>> START
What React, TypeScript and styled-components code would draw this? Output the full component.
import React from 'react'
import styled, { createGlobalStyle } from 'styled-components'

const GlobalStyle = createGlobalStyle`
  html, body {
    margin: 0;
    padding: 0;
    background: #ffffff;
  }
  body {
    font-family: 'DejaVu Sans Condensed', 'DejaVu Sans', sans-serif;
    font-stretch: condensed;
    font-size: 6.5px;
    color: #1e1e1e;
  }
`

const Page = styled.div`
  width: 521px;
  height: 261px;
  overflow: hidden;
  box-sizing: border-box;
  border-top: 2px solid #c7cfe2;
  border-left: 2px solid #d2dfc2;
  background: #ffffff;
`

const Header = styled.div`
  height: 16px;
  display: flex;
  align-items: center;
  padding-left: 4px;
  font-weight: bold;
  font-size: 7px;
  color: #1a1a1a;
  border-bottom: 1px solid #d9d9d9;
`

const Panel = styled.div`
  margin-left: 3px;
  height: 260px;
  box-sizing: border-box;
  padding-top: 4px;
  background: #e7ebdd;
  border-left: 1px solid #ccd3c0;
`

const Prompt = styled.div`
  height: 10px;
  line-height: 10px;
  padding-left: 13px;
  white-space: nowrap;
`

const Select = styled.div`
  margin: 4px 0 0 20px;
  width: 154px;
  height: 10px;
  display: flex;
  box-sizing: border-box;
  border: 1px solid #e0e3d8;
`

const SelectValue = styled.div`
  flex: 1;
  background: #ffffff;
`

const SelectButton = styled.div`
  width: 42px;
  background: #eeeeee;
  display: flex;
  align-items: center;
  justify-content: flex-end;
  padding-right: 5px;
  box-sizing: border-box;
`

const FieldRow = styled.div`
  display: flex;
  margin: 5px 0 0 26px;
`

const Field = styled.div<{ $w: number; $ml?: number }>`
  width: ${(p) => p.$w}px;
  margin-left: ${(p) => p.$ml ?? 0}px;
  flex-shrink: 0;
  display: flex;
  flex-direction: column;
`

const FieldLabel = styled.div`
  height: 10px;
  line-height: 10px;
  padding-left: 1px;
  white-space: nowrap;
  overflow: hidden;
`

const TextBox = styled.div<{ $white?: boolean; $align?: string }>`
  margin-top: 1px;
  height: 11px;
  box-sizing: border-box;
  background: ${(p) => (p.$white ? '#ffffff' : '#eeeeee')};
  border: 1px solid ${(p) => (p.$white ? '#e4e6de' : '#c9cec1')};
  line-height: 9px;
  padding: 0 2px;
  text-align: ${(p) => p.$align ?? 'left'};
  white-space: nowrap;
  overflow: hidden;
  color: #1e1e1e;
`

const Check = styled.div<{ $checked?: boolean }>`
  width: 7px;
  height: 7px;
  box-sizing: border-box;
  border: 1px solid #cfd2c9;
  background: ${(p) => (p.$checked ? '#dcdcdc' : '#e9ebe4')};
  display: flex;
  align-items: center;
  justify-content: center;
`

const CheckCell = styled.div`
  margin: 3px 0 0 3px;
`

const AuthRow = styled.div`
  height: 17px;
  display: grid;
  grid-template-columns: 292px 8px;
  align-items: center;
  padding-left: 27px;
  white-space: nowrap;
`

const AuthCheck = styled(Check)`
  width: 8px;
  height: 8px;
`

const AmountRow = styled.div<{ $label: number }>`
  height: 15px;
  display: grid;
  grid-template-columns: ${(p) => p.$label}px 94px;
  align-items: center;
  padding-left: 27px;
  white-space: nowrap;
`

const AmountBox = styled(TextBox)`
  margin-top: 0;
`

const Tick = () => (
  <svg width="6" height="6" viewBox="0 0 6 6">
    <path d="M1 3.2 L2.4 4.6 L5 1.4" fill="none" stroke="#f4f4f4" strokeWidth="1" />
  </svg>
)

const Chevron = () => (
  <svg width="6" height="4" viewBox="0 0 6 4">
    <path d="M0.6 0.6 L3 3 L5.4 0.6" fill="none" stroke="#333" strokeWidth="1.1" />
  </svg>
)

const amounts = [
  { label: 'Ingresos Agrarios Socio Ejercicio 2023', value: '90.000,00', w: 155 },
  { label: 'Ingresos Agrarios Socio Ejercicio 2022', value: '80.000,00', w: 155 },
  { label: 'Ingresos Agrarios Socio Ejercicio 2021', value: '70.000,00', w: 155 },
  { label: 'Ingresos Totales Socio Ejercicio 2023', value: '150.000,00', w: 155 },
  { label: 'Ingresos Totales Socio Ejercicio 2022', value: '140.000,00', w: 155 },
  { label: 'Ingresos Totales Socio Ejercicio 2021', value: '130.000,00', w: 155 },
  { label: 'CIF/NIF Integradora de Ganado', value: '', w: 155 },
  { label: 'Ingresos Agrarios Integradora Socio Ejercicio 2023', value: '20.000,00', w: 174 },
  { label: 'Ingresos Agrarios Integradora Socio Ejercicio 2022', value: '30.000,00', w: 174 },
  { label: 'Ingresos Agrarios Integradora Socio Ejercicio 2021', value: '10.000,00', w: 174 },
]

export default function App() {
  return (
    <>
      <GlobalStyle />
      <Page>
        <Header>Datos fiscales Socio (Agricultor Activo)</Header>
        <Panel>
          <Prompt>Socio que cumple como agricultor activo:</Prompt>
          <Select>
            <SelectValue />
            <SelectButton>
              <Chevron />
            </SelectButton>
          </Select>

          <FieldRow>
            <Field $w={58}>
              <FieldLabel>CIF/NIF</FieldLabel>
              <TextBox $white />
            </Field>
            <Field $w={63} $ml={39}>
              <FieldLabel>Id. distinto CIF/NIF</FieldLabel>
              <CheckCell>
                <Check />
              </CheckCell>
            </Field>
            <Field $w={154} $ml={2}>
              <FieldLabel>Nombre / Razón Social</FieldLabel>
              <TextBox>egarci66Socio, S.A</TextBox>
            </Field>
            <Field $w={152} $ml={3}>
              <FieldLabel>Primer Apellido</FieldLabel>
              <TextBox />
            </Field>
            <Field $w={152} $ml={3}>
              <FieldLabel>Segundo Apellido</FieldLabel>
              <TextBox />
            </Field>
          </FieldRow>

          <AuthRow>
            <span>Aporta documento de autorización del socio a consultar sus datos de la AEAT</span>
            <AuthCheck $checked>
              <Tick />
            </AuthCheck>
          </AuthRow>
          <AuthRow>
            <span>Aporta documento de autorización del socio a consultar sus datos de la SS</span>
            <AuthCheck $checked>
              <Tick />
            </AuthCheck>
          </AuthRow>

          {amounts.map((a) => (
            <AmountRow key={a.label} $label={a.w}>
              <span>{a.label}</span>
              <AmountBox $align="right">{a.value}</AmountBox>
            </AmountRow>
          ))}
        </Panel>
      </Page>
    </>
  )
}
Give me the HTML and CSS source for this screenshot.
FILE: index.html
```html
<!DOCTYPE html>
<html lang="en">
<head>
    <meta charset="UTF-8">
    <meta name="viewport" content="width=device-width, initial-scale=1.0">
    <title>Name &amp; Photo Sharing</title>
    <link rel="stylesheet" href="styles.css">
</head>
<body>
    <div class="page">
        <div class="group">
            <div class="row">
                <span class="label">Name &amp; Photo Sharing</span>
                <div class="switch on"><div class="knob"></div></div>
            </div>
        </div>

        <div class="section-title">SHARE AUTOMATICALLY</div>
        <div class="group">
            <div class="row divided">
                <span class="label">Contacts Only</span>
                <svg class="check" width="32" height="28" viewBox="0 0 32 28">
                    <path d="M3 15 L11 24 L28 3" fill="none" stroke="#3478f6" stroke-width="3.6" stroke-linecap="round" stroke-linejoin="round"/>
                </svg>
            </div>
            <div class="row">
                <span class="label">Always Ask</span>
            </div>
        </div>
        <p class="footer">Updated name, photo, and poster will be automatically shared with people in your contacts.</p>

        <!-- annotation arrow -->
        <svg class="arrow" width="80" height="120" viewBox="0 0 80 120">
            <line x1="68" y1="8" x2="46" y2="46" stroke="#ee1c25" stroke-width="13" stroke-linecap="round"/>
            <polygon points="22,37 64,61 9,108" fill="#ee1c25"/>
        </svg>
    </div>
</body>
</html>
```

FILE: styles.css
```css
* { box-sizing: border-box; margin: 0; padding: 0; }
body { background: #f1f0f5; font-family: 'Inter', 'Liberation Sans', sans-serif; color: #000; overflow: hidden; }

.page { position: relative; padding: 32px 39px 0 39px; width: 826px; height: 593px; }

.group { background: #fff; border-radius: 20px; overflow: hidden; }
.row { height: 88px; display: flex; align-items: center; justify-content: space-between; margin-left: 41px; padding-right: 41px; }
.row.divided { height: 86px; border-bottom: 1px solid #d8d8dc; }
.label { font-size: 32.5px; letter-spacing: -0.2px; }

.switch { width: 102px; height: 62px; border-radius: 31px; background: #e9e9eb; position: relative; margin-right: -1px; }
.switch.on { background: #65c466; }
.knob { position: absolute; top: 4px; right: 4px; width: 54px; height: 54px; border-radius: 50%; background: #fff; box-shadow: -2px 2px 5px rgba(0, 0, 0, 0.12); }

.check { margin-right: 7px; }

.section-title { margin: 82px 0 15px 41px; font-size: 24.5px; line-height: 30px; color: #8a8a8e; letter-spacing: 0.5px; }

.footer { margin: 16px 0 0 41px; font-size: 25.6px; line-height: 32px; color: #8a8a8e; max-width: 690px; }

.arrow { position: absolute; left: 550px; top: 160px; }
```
>> END
■ Goal
Copy down every line of the material above that includes the string "this".

■ Solved exercise
What React, TypeScript and styled-components code would draw this? Output the full component.
Give me the HTML and CSS source for this screenshot.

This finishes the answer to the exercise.